---------- DATASET SECTION

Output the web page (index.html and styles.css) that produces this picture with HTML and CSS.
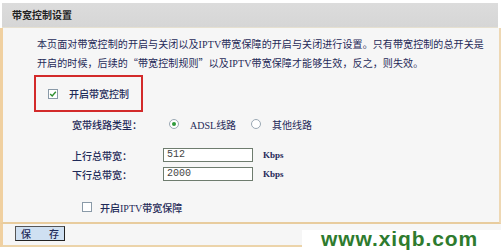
FILE: index.html
```html
<!DOCTYPE html>
<html lang="zh-CN">
<head>
<meta charset="utf-8">
<link rel="stylesheet" href="styles.css">
</head>
<body>
<div class="panel">
  <div class="hdr">带宽控制设置</div>
  <div class="main">
    <p class="desc">本页面对带宽控制的开启与关闭以及<span class="lat">IPTV</span>带宽保障的开启与关闭进行设置。只有带宽控制的总开关是<br>开启的时候，后续的“带宽控制规则”以及<span class="lat">IPTV</span>带宽保障才能够生效，反之，则失效。</p>
    <div class="hl">
      <span class="cb on"><svg viewBox="0 0 10 10" width="10" height="10"><path d="M2.2 5 L4.2 7 L7.8 2.8" fill="none" stroke="#2f8f2f" stroke-width="1.4"/></svg></span>
      <span class="lbl">开启带宽控制</span>
    </div>
    <div class="row type">
      <span class="key">宽带线路类型：</span>
      <span class="radio on"></span><span class="opt"><span class="lat">ADSL</span>线路</span>
      <span class="radio"></span><span class="opt">其他线路</span>
    </div>
    <div class="row bw first">
      <span class="key">上行总带宽：</span>
      <span class="inp">512</span>
      <span class="unit">Kbps</span>
    </div>
    <div class="row bw">
      <span class="key">下行总带宽：</span>
      <span class="inp">2000</span>
      <span class="unit">Kbps</span>
    </div>
    <div class="row iptv">
      <span class="cb"></span>
      <span class="lbl">开启<span class="lat">IPTV</span>带宽保障</span>
    </div>
  </div>
  <div class="foot">
    <span class="btn">保&nbsp;存</span>
  </div>
  <div class="wm"><span class="wmt">www.xiqb.com</span></div>
</div>
</body>
</html>
```
FILE: styles.css
```css
html, body {
  margin: 0;
  padding: 0;
  background: #ffffff;
}
body {
  font-family: "Noto Sans CJK SC", "Noto Sans", sans-serif;
  font-size: 10px;
  color: #1f2a58;
  width: 504px;
  height: 250px;
  overflow: hidden;
}
.panel {
  position: relative;
  width: 501px;
  height: 250px;
}
.hdr {
  margin: 3px 3px 0 2px;
  height: 25px;
  line-height: 23px;
  padding-left: 10px;
  background: linear-gradient(#dcdcdc, #d6d6d6);
  color: #222;
  font-size: 10px;
  font-weight: 700;
  border-bottom: 1px solid #e6e0d0;
  box-sizing: border-box;
}
.main {
  background: #f6f6f6;
  border-left: 3px solid #f0d0a0;
  border-right: 2px solid #eed8b4;
  border-bottom: 2px solid #e8cc9e;
  height: 196px;
  box-sizing: border-box;
  padding-top: 7px;
}
.lat {
  font-family: "Liberation Serif", serif;
  font-size: 10px;
}
.desc {
  margin: 0;
  padding-left: 34px;
  line-height: 18px;
  white-space: nowrap;
  letter-spacing: 0.1px;
}
.hl {
  margin: 2px 0 0 31px;
  width: 109px;
  height: 37px;
  border: 2px solid #d32a2a;
  display: flex;
  align-items: center;
  box-sizing: border-box;
  padding-left: 12px;
}
.cb {
  width: 10px;
  height: 10px;
  box-sizing: border-box;
  border: 1px solid #8a9aa8;
  background: #fff;
  display: inline-flex;
}
.cb svg { display: block; margin: -1px; }
.lbl {
  margin-left: 10px;
  font-weight: 500;
}
.hl .lbl { margin-left: 11px; }
.row {
  display: flex;
  align-items: center;
  padding-left: 69px;
  height: 14px;
}
.key {
  width: 93px;
  font-weight: 500;
}
.type { margin-top: 5px; }
.radio {
  width: 10px;
  height: 10px;
  border-radius: 50%;
  border: 1px solid #9aa8b4;
  background: #fff;
  box-sizing: border-box;
  display: inline-flex;
  align-items: center;
  justify-content: center;
  margin-left: 4px;
}
.radio.on::after {
  content: "";
  width: 4px;
  height: 4px;
  border-radius: 50%;
  background: #2f9a3a;
}
.opt { margin-left: 11px; width: 57px; }
.bw .inp {
  width: 90px;
  height: 14px;
  box-sizing: border-box;
  border: 1px solid #6e7c6e;
  background: #fff;
  font-family: "Liberation Mono", monospace;
  font-size: 10px;
  color: #444;
  line-height: 12px;
  padding-left: 3px;
}
.bw .key { width: 91px; }
.unit {
  margin-left: 10px;
  font-family: "Liberation Serif", serif;
  font-size: 9px;
  font-weight: 700;
}
.first { margin-top: 17px; }
.bw + .bw { margin-top: 5px; }
.iptv {
  margin-top: 19px;
  padding-left: 79px;
}
.iptv .lbl { margin-left: 8px; }
.foot {
  height: 23px;
  background: #f6f6f6;
  border-left: 3px solid #f0d0a0;
  border-bottom: 2px solid #ecd4aa;
  box-sizing: border-box;
  padding: 2px 0 0 12px;
}
.btn {
  display: inline-flex;
  align-items: center;
  justify-content: center;
  width: 50px;
  height: 15px;
  box-sizing: border-box;
  background: #cfe0f2;
  border: 1px solid #555;
  border-right-color: #222;
  border-bottom-color: #222;
  color: #1f2a58;
  font-size: 10px;
  letter-spacing: 8px;
  padding-left: 8px;
  font-weight: 500;
}
.wm {
  position: absolute;
  left: 302px;
  top: 227px;
  width: 202px;
  height: 23px;
  background: #fff;
  padding-left: 19px;
  box-sizing: border-box;
}
.wmt {
  display: block;
  color: #2e7b2e;
  font-family: "Liberation Sans", Arial, sans-serif;
  font-weight: 700;
  font-size: 21px;
  line-height: 18px;
  letter-spacing: 0.9px;
}
```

--------------------

▶ [AIM OF THE TASK] Reproduce every line exactly and omit all pictures.

▶ [IN RESPONSE]
Output the web page (index.html and styles.css) that produces this picture with HTML and CSS.
FILE: index.html
```html
<!DOCTYPE html>
<html lang="zh-CN">
<head>
<meta charset="utf-8">
<link rel="stylesheet" href="styles.css">
</head>
<body>
<div class="panel">
  <div class="hdr">带宽控制设置</div>
  <div class="main">
    <p class="desc">本页面对带宽控制的开启与关闭以及<span class="lat">IPTV</span>带宽保障的开启与关闭进行设置。只有带宽控制的总开关是<br>开启的时候，后续的“带宽控制规则”以及<span class="lat">IPTV</span>带宽保障才能够生效，反之，则失效。</p>
    <div class="hl">
      <span class="cb on"><svg viewBox="0 0 10 10" width="10" height="10"><path d="M2.2 5 L4.2 7 L7.8 2.8" fill="none" stroke="#2f8f2f" stroke-width="1.4"/></svg></span>
      <span class="lbl">开启带宽控制</span>
    </div>
    <div class="row type">
      <span class="key">宽带线路类型：</span>
      <span class="radio on"></span><span class="opt"><span class="lat">ADSL</span>线路</span>
      <span class="radio"></span><span class="opt">其他线路</span>
    </div>
    <div class="row bw first">
      <span class="key">上行总带宽：</span>
      <span class="inp">512</span>
      <span class="unit">Kbps</span>
    </div>
    <div class="row bw">
      <span class="key">下行总带宽：</span>
      <span class="inp">2000</span>
      <span class="unit">Kbps</span>
    </div>
    <div class="row iptv">
      <span class="cb"></span>
      <span class="lbl">开启<span class="lat">IPTV</span>带宽保障</span>
    </div>
  </div>
  <div class="foot">
    <span class="btn">保&nbsp;存</span>
  </div>
  <div class="wm"><span class="wmt">www.xiqb.com</span></div>
</div>
</body>
</html>
```
FILE: styles.css
```css
html, body {
  margin: 0;
  padding: 0;
  background: #ffffff;
}
body {
  font-family: "Noto Sans CJK SC", "Noto Sans", sans-serif;
  font-size: 10px;
  color: #1f2a58;
  width: 504px;
  height: 250px;
  overflow: hidden;
}
.panel {
  position: relative;
  width: 501px;
  height: 250px;
}
.hdr {
  margin: 3px 3px 0 2px;
  height: 25px;
  line-height: 23px;
  padding-left: 10px;
  background: linear-gradient(#dcdcdc, #d6d6d6);
  color: #222;
  font-size: 10px;
  font-weight: 700;
  border-bottom: 1px solid #e6e0d0;
  box-sizing: border-box;
}
.main {
  background: #f6f6f6;
  border-left: 3px solid #f0d0a0;
  border-right: 2px solid #eed8b4;
  border-bottom: 2px solid #e8cc9e;
  height: 196px;
  box-sizing: border-box;
  padding-top: 7px;
}
.lat {
  font-family: "Liberation Serif", serif;
  font-size: 10px;
}
.desc {
  margin: 0;
  padding-left: 34px;
  line-height: 18px;
  white-space: nowrap;
  letter-spacing: 0.1px;
}
.hl {
  margin: 2px 0 0 31px;
  width: 109px;
  height: 37px;
  border: 2px solid #d32a2a;
  display: flex;
  align-items: center;
  box-sizing: border-box;
  padding-left: 12px;
}
.cb {
  width: 10px;
  height: 10px;
  box-sizing: border-box;
  border: 1px solid #8a9aa8;
  background: #fff;
  display: inline-flex;
}
.cb svg { display: block; margin: -1px; }
.lbl {
  margin-left: 10px;
  font-weight: 500;
}
.hl .lbl { margin-left: 11px; }
.row {
  display: flex;
  align-items: center;
  padding-left: 69px;
  height: 14px;
}
.key {
  width: 93px;
  font-weight: 500;
}
.type { margin-top: 5px; }
.radio {
  width: 10px;
  height: 10px;
  border-radius: 50%;
  border: 1px solid #9aa8b4;
  background: #fff;
  box-sizing: border-box;
  display: inline-flex;
  align-items: center;
  justify-content: center;
  margin-left: 4px;
}
.radio.on::after {
  content: "";
  width: 4px;
  height: 4px;
  border-radius: 50%;
  background: #2f9a3a;
}
.opt { margin-left: 11px; width: 57px; }
.bw .inp {
  width: 90px;
  height: 14px;
  box-sizing: border-box;
  border: 1px solid #6e7c6e;
  background: #fff;
  font-family: "Liberation Mono", monospace;
  font-size: 10px;
  color: #444;
  line-height: 12px;
  padding-left: 3px;
}
.bw .key { width: 91px; }
.unit {
  margin-left: 10px;
  font-family: "Liberation Serif", serif;
  font-size: 9px;
  font-weight: 700;
}
.first { margin-top: 17px; }
.bw + .bw { margin-top: 5px; }
.iptv {
  margin-top: 19px;
  padding-left: 79px;
}
.iptv .lbl { margin-left: 8px; }
.foot {
  height: 23px;
  background: #f6f6f6;
  border-left: 3px solid #f0d0a0;
  border-bottom: 2px solid #ecd4aa;
  box-sizing: border-box;
  padding: 2px 0 0 12px;
}
.btn {
  display: inline-flex;
  align-items: center;
  justify-content: center;
  width: 50px;
  height: 15px;
  box-sizing: border-box;
  background: #cfe0f2;
  border: 1px solid #555;
  border-right-color: #222;
  border-bottom-color: #222;
  color: #1f2a58;
  font-size: 10px;
  letter-spacing: 8px;
  padding-left: 8px;
  font-weight: 500;
}
.wm {
  position: absolute;
  left: 302px;
  top: 227px;
  width: 202px;
  height: 23px;
  background: #fff;
  padding-left: 19px;
  box-sizing: border-box;
}
.wmt {
  display: block;
  color: #2e7b2e;
  font-family: "Liberation Sans", Arial, sans-serif;
  font-weight: 700;
  font-size: 21px;
  line-height: 18px;
  letter-spacing: 0.9px;
}
```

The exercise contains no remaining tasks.